---------- RECORDS SUPPLIED
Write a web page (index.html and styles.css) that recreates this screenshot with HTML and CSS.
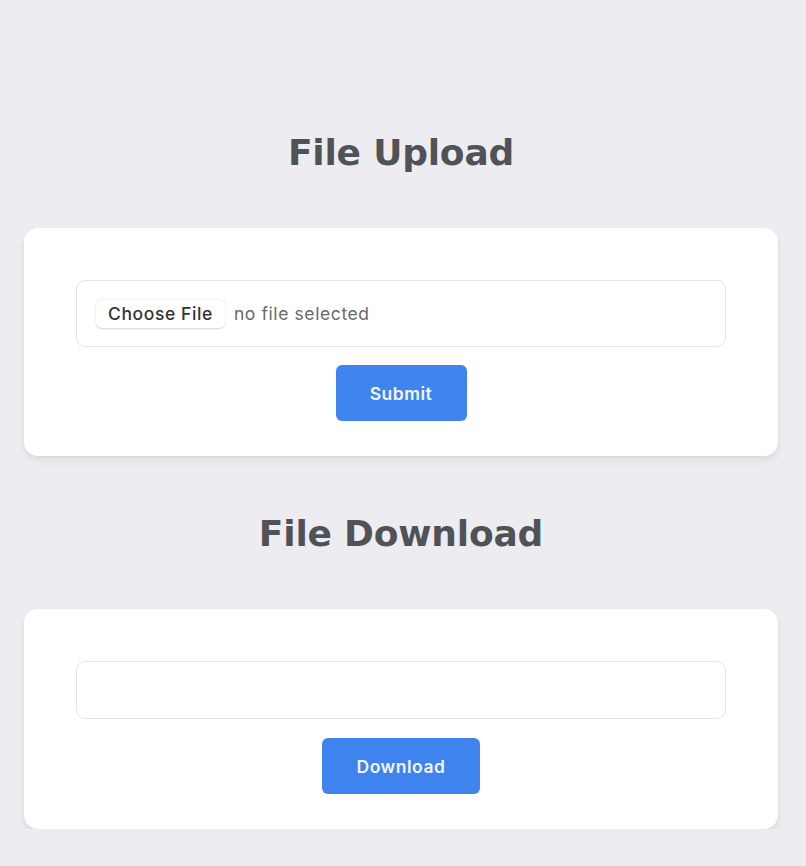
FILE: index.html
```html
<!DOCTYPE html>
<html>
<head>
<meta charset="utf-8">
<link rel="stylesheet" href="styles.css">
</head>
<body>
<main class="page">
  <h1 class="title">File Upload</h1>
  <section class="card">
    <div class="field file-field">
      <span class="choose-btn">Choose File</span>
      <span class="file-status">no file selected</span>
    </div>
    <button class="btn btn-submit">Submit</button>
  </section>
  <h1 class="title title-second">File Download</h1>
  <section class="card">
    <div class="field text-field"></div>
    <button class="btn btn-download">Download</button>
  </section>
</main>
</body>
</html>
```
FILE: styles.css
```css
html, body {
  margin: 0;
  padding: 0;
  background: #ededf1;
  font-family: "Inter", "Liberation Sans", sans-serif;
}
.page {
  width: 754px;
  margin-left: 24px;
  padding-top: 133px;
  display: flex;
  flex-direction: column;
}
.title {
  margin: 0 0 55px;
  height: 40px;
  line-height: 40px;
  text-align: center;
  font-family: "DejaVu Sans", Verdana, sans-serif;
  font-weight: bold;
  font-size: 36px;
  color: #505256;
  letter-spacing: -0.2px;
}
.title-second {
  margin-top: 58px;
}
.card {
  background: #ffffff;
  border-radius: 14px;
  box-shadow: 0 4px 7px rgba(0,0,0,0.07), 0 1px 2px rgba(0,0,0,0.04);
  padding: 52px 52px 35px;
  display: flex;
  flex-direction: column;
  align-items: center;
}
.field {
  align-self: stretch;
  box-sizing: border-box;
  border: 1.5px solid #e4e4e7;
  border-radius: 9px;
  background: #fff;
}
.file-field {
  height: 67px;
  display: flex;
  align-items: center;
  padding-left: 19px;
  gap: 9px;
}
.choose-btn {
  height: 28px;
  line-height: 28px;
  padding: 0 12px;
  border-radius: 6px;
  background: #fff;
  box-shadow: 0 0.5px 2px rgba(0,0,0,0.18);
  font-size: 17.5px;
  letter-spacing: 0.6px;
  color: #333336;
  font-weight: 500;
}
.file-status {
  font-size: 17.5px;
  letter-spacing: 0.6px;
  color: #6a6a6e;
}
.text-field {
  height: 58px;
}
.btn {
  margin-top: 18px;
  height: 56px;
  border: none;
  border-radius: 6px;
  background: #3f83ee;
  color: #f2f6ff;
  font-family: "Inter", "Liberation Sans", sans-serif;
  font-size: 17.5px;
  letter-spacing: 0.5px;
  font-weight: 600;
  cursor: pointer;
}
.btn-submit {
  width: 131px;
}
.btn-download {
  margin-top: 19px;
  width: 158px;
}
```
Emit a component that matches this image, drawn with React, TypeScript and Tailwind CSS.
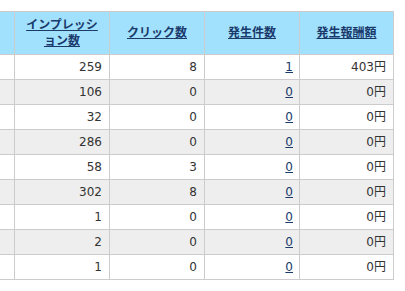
--------------------
AIM -> Take each line of the material that contains the word "this" and list it.

TASK SOLUTION ->
Write a web page (index.html and styles.css) that recreates this screenshot with HTML and CSS.
Emit a component that matches this image, drawn with React, TypeScript and Tailwind CSS.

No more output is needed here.